Solution by Christopher Field:

"If red plays on the left side and blue plays on the right side and they never play in each other's spots, then it's a coop cycle."

Now adding rule... "If you have a choice of placements, you must choose one that results in the maximum number of your stones on the board."

Same question. Are cycles possible, and if not, can it be proved?

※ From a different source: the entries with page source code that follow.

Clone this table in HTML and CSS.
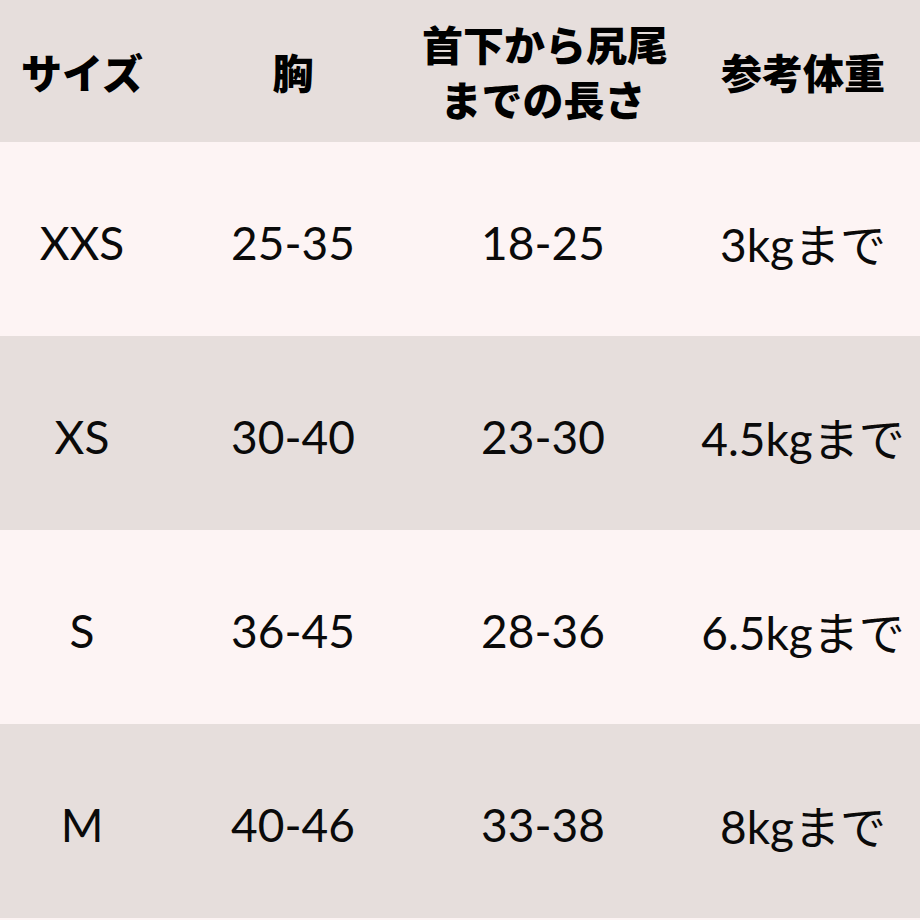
FILE: index.html
```html
<!DOCTYPE html>
<html lang="ja">
<head>
<meta charset="utf-8">
<link rel="stylesheet" href="styles.css">
</head>
<body>
<div class="table">
  <div class="row head">
    <div class="cell c1">サイズ</div>
    <div class="cell c2">胸</div>
    <div class="cell c3">首下から尻尾<br>までの長さ</div>
    <div class="cell c4">参考体重</div>
  </div>
  <div class="row light">
    <div class="cell c1">XXS</div>
    <div class="cell c2">25-35</div>
    <div class="cell c3">18-25</div>
    <div class="cell c4">3kgまで</div>
  </div>
  <div class="row dark">
    <div class="cell c1">XS</div>
    <div class="cell c2">30-40</div>
    <div class="cell c3">23-30</div>
    <div class="cell c4">4.5kgまで</div>
  </div>
  <div class="row light">
    <div class="cell c1">S</div>
    <div class="cell c2">36-45</div>
    <div class="cell c3">28-36</div>
    <div class="cell c4">6.5kgまで</div>
  </div>
  <div class="row dark">
    <div class="cell c1">M</div>
    <div class="cell c2">40-46</div>
    <div class="cell c3">33-38</div>
    <div class="cell c4">8kgまで</div>
  </div>
</div>
</body>
</html>
```
FILE: styles.css
```css
html, body {
  margin: 0;
  padding: 0;
  background: #fdf4f4;
}
.table {
  width: 920px;
  display: flex;
  flex-direction: column;
}
.row {
  display: grid;
  grid-template-columns: 164px 258px 242px 256px;
  height: 194px;
  align-items: center;
  color: #0a0a0a;
  font-family: Lato, "Noto Sans CJK JP", sans-serif;
  font-size: 46px;
}
.row.head {
  height: 142px;
  background: #e6dedc;
  font-family: "Noto Sans CJK JP", sans-serif;
  font-weight: 900;
  font-size: 41px;
  line-height: 55px;
  color: #000;
}
.row.light { background: #fdf4f4; }
.row.dark { background: #e6dedc; }
.cell {
  text-align: center;
  white-space: nowrap;
}
.row:not(.head) .cell {
  padding-top: 6px;
}
.c4 { padding-left: 22px; }
```
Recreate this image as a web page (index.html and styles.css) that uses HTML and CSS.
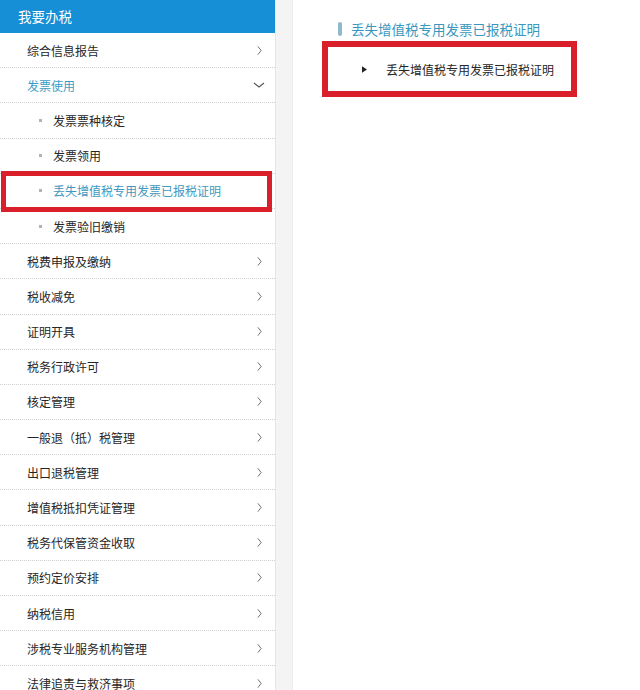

• If placing your stone in a crosscut position forms a path, do you instantly win? Or must you have that connection after the crosscut stone has been removed? Aug 22 at 0:24
• Very good question. Not something I had considered or included in the rule sheet. I think it should be that at the conclusion of your turn there must be a connecting path in order for you to win. I've updated the rule sheet to reflect that. Thanks for pointing this out. Aug 22 at 2:05
• In the little playing around I've done with this, I suspect that's the better answer. Aug 22 at 2:25
• Christopher Field's solution is essentially the same as my solution, although the bigger board makes it possible to have neither side winning. I think it would be better to make a separate question rather than edit this question if you change the rules. Aug 22 at 4:38

## 1 Answer

When you fill up all the squares one side or other will have won (I'm pretty sure it's similar to this).

But if we ignore that for now, I think you can get a cycle with cooperative play (but not in practice because one side will have won already).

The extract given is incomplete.